# Stated problem:
Return all the entries exactly, keeping pictures out.

# Data for this exercise:
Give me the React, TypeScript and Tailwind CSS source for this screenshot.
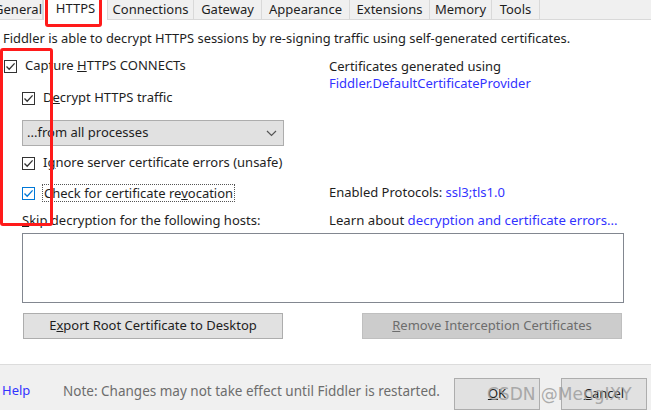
import { ReactNode } from "react";

const font = { fontFamily: '"Noto Sans", "Open Sans", sans-serif' };

const Check = ({ blue }: { blue?: boolean }) => (
    <span
        className={`flex h-[13px] w-[13px] shrink-0 items-center justify-center border bg-white ${
            blue ? "border-[#0078d7]" : "border-[#333333]"
        }`}
    >
        <svg width="11" height="11" viewBox="0 0 11 11">
            <path
                d="M1.5 5.5 L4.2 8.3 L9.6 2.4"
                fill="none"
                stroke={blue ? "#0078d7" : "#333333"}
                strokeWidth="1.3"
            />
        </svg>
    </span>
);

const Row = ({ children, className }: { children: ReactNode; className?: string }) => (
    <div className={`flex h-[20px] items-center whitespace-nowrap ${className ?? ""}`}>{children}</div>
);

const tabs = [
    { name: "Connections", w: "w-[86px]" },
    { name: "Gateway", w: "w-[68px]" },
    { name: "Appearance", w: "w-[88px]" },
    { name: "Extensions", w: "w-[80px]" },
    { name: "Memory", w: "w-[62px]" },
    { name: "Tools", w: "w-[48px]" },
];

export default function App() {
    return (
        <div
            className="relative flex h-[410px] w-[651px] flex-col overflow-hidden bg-white text-[13px] text-[#1e1e1e]"
            style={font}
        >
            {/* tab strip */}
            <div className="flex h-[20px] shrink-0 items-end border-b border-[#d9d9d9] bg-[#f0f0f0]">
                <div className="flex h-[19px] w-[43px] items-center justify-end overflow-hidden border-r border-[#d9d9d9]">
                    General
                </div>
                <div className="-mb-px flex h-[21px] w-[65px] items-start justify-center border-x border-[#d9d9d9] bg-white">
                    HTTPS
                </div>
                {tabs.map((t) => (
                    <div
                        key={t.name}
                        className={`flex h-[19px] ${t.w} items-center justify-center border-r border-[#d9d9d9]`}
                    >
                        {t.name}
                    </div>
                ))}
            </div>

            <div className="ml-[3px] mt-[9px] h-[18px] whitespace-nowrap text-[12.9px] leading-[18px]">
                Fiddler is able to decrypt HTTPS sessions by re-signing traffic using self-generated certificates.
            </div>

            <div className="mt-[9px] flex">
                <div className="flex w-[329px] flex-col">
                    <Row className="gap-[8px] pl-[4px]">
                        <Check />
                        <span>
                            Capture <u>H</u>TTPS CONNECTs
                        </span>
                    </Row>
                    <Row className="mt-[12px] gap-[8px] pl-[22px]">
                        <Check />
                        <span>
                            D<u>e</u>crypt HTTPS traffic
                        </span>
                    </Row>
                    <div className="ml-[22px] mt-[12px] flex h-[26px] w-[262px] items-center justify-between border border-[#adadad] bg-[#e1e1e1] pl-[4px] pr-[6px]">
                        <span>...from all processes</span>
                        <svg width="11" height="7" viewBox="0 0 11 7">
                            <path d="M1 1 L5.5 5.5 L10 1" fill="none" stroke="#555555" strokeWidth="1.2" />
                        </svg>
                    </div>
                    <Row className="mt-[7px] gap-[8px] pl-[22px]">
                        <Check />
                        <span>
                            I<u>g</u>nore server certificate errors (unsafe)
                        </span>
                    </Row>
                </div>
                <div className="flex flex-col whitespace-nowrap pt-px">
                    <div className="h-[18px] leading-[18px]">Certificates generated using</div>
                    <div className="h-[17px] leading-[17px] text-[#3333ff]">Fiddler.DefaultCertificateProvider</div>
                </div>
            </div>

            <div className="mt-[10px] flex">
                <Row className="w-[329px] gap-[7px] pl-[22px]">
                    <Check blue />
                    <span className="border border-dotted border-[#555555] px-px leading-[16px]">
                        Check for certificate re<u>v</u>ocation
                    </span>
                </Row>
                <Row>
                    Enabled Protocols:&nbsp;<span className="text-[#3333ff]">ssl3;tls1.0</span>
                </Row>
            </div>

            <div className="mt-[8px] flex">
                <Row className="w-[329px] pl-[22px]">
                    <span>
                        <u>S</u>kip decryption for the following hosts:
                    </span>
                </Row>
                <Row className="text-[13.2px]">
                    Learn about&nbsp;<span className="text-[#3333ff]">decryption and certificate errors...</span>
                </Row>
            </div>

            <div className="ml-[22px] mt-[2px] h-[74px] w-[602px] border border-[#828790] bg-white" />

            <div className="mt-[10px] flex">
                <button className="ml-[23px] flex h-[26px] w-[260px] items-center justify-center border border-[#adadad] bg-[#e1e1e1]">
                    <span>
                        E<u>x</u>port Root Certificate to Desktop
                    </span>
                </button>
                <button className="ml-[79px] flex h-[26px] w-[260px] items-center justify-center border border-[#bfbfbf] bg-[#cccccc] text-[#6d6d6d]">
                    <span>
                        <u>R</u>emove Interception Certificates
                    </span>
                </button>
            </div>

            {/* footer */}
            <div className="mt-[25px] flex flex-1 items-start border-t border-[#dcdcdc] bg-[#f0f0f0] pt-[13px]">
                <div className="ml-[2px] flex h-[26px] w-[61px] items-center text-[#3333ff]">Help</div>
                <div className="flex h-[26px] w-[391px] items-center whitespace-nowrap text-[13.5px] text-[#6d6d6d]">
                    Note: Changes may not take effect until Fiddler is restarted.
                </div>
                <button className="flex h-[32px] w-[86px] items-center justify-center border border-[#adadad] bg-[#e1e1e1]">
                    <u>O</u>K
                </button>
                <button className="ml-[21px] flex h-[32px] w-[86px] items-center justify-center border border-[#adadad] bg-[#e1e1e1]">
                    <span>
                        <u>C</u>ancel
                    </span>
                </button>
            </div>

            {/* annotations */}
            <div className="pointer-events-none absolute left-[45px] top-[-4px] h-[31px] w-[57px] rounded-[3px] border-[3px] border-[#ff1a1a]" />
            <div className="pointer-events-none absolute left-0 top-[48px] h-[178px] w-[53px] rounded-[3px] border-[3px] border-[#ff1a1a]" />
            <div
                className="pointer-events-none absolute left-[487px] top-[382px] text-[17px] text-[#9a9a9a] opacity-80"
                style={{ fontFamily: '"DejaVu Sans", sans-serif' }}
            >
                CSDN @MengIXY
            </div>
        </div>
    );
}
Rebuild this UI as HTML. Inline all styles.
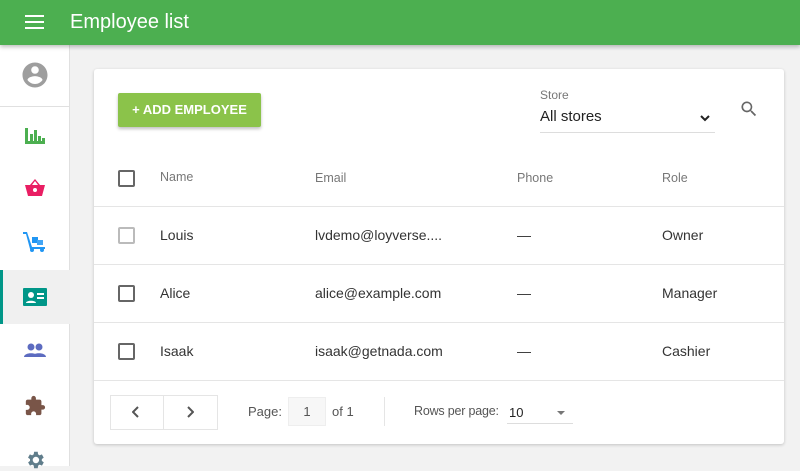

# Exercise solution:
Give me the React, TypeScript and Tailwind CSS source for this screenshot.
import { ReactNode } from "react";

const font = { fontFamily: '"Noto Sans", "Open Sans", sans-serif' };

const Check = ({ blue }: { blue?: boolean }) => (
    <span
        className={`flex h-[13px] w-[13px] shrink-0 items-center justify-center border bg-white ${
            blue ? "border-[#0078d7]" : "border-[#333333]"
        }`}
    >
        <svg width="11" height="11" viewBox="0 0 11 11">
            <path
                d="M1.5 5.5 L4.2 8.3 L9.6 2.4"
                fill="none"
                stroke={blue ? "#0078d7" : "#333333"}
                strokeWidth="1.3"
            />
        </svg>
    </span>
);

const Row = ({ children, className }: { children: ReactNode; className?: string }) => (
    <div className={`flex h-[20px] items-center whitespace-nowrap ${className ?? ""}`}>{children}</div>
);

const tabs = [
    { name: "Connections", w: "w-[86px]" },
    { name: "Gateway", w: "w-[68px]" },
    { name: "Appearance", w: "w-[88px]" },
    { name: "Extensions", w: "w-[80px]" },
    { name: "Memory", w: "w-[62px]" },
    { name: "Tools", w: "w-[48px]" },
];

export default function App() {
    return (
        <div
            className="relative flex h-[410px] w-[651px] flex-col overflow-hidden bg-white text-[13px] text-[#1e1e1e]"
            style={font}
        >
            {/* tab strip */}
            <div className="flex h-[20px] shrink-0 items-end border-b border-[#d9d9d9] bg-[#f0f0f0]">
                <div className="flex h-[19px] w-[43px] items-center justify-end overflow-hidden border-r border-[#d9d9d9]">
                    General
                </div>
                <div className="-mb-px flex h-[21px] w-[65px] items-start justify-center border-x border-[#d9d9d9] bg-white">
                    HTTPS
                </div>
                {tabs.map((t) => (
                    <div
                        key={t.name}
                        className={`flex h-[19px] ${t.w} items-center justify-center border-r border-[#d9d9d9]`}
                    >
                        {t.name}
                    </div>
                ))}
            </div>

            <div className="ml-[3px] mt-[9px] h-[18px] whitespace-nowrap text-[12.9px] leading-[18px]">
                Fiddler is able to decrypt HTTPS sessions by re-signing traffic using self-generated certificates.
            </div>

            <div className="mt-[9px] flex">
                <div className="flex w-[329px] flex-col">
                    <Row className="gap-[8px] pl-[4px]">
                        <Check />
                        <span>
                            Capture <u>H</u>TTPS CONNECTs
                        </span>
                    </Row>
                    <Row className="mt-[12px] gap-[8px] pl-[22px]">
                        <Check />
                        <span>
                            D<u>e</u>crypt HTTPS traffic
                        </span>
                    </Row>
                    <div className="ml-[22px] mt-[12px] flex h-[26px] w-[262px] items-center justify-between border border-[#adadad] bg-[#e1e1e1] pl-[4px] pr-[6px]">
                        <span>...from all processes</span>
                        <svg width="11" height="7" viewBox="0 0 11 7">
                            <path d="M1 1 L5.5 5.5 L10 1" fill="none" stroke="#555555" strokeWidth="1.2" />
                        </svg>
                    </div>
                    <Row className="mt-[7px] gap-[8px] pl-[22px]">
                        <Check />
                        <span>
                            I<u>g</u>nore server certificate errors (unsafe)
                        </span>
                    </Row>
                </div>
                <div className="flex flex-col whitespace-nowrap pt-px">
                    <div className="h-[18px] leading-[18px]">Certificates generated using</div>
                    <div className="h-[17px] leading-[17px] text-[#3333ff]">Fiddler.DefaultCertificateProvider</div>
                </div>
            </div>

            <div className="mt-[10px] flex">
                <Row className="w-[329px] gap-[7px] pl-[22px]">
                    <Check blue />
                    <span className="border border-dotted border-[#555555] px-px leading-[16px]">
                        Check for certificate re<u>v</u>ocation
                    </span>
                </Row>
                <Row>
                    Enabled Protocols:&nbsp;<span className="text-[#3333ff]">ssl3;tls1.0</span>
                </Row>
            </div>

            <div className="mt-[8px] flex">
                <Row className="w-[329px] pl-[22px]">
                    <span>
                        <u>S</u>kip decryption for the following hosts:
                    </span>
                </Row>
                <Row className="text-[13.2px]">
                    Learn about&nbsp;<span className="text-[#3333ff]">decryption and certificate errors...</span>
                </Row>
            </div>

            <div className="ml-[22px] mt-[2px] h-[74px] w-[602px] border border-[#828790] bg-white" />

            <div className="mt-[10px] flex">
                <button className="ml-[23px] flex h-[26px] w-[260px] items-center justify-center border border-[#adadad] bg-[#e1e1e1]">
                    <span>
                        E<u>x</u>port Root Certificate to Desktop
                    </span>
                </button>
                <button className="ml-[79px] flex h-[26px] w-[260px] items-center justify-center border border-[#bfbfbf] bg-[#cccccc] text-[#6d6d6d]">
                    <span>
                        <u>R</u>emove Interception Certificates
                    </span>
                </button>
            </div>

            {/* footer */}
            <div className="mt-[25px] flex flex-1 items-start border-t border-[#dcdcdc] bg-[#f0f0f0] pt-[13px]">
                <div className="ml-[2px] flex h-[26px] w-[61px] items-center text-[#3333ff]">Help</div>
                <div className="flex h-[26px] w-[391px] items-center whitespace-nowrap text-[13.5px] text-[#6d6d6d]">
                    Note: Changes may not take effect until Fiddler is restarted.
                </div>
                <button className="flex h-[32px] w-[86px] items-center justify-center border border-[#adadad] bg-[#e1e1e1]">
                    <u>O</u>K
                </button>
                <button className="ml-[21px] flex h-[32px] w-[86px] items-center justify-center border border-[#adadad] bg-[#e1e1e1]">
                    <span>
                        <u>C</u>ancel
                    </span>
                </button>
            </div>

            {/* annotations */}
            <div className="pointer-events-none absolute left-[45px] top-[-4px] h-[31px] w-[57px] rounded-[3px] border-[3px] border-[#ff1a1a]" />
            <div className="pointer-events-none absolute left-0 top-[48px] h-[178px] w-[53px] rounded-[3px] border-[3px] border-[#ff1a1a]" />
            <div
                className="pointer-events-none absolute left-[487px] top-[382px] text-[17px] text-[#9a9a9a] opacity-80"
                style={{ fontFamily: '"DejaVu Sans", sans-serif' }}
            >
                CSDN @MengIXY
            </div>
        </div>
    );
}
Rebuild this UI as HTML. Inline all styles.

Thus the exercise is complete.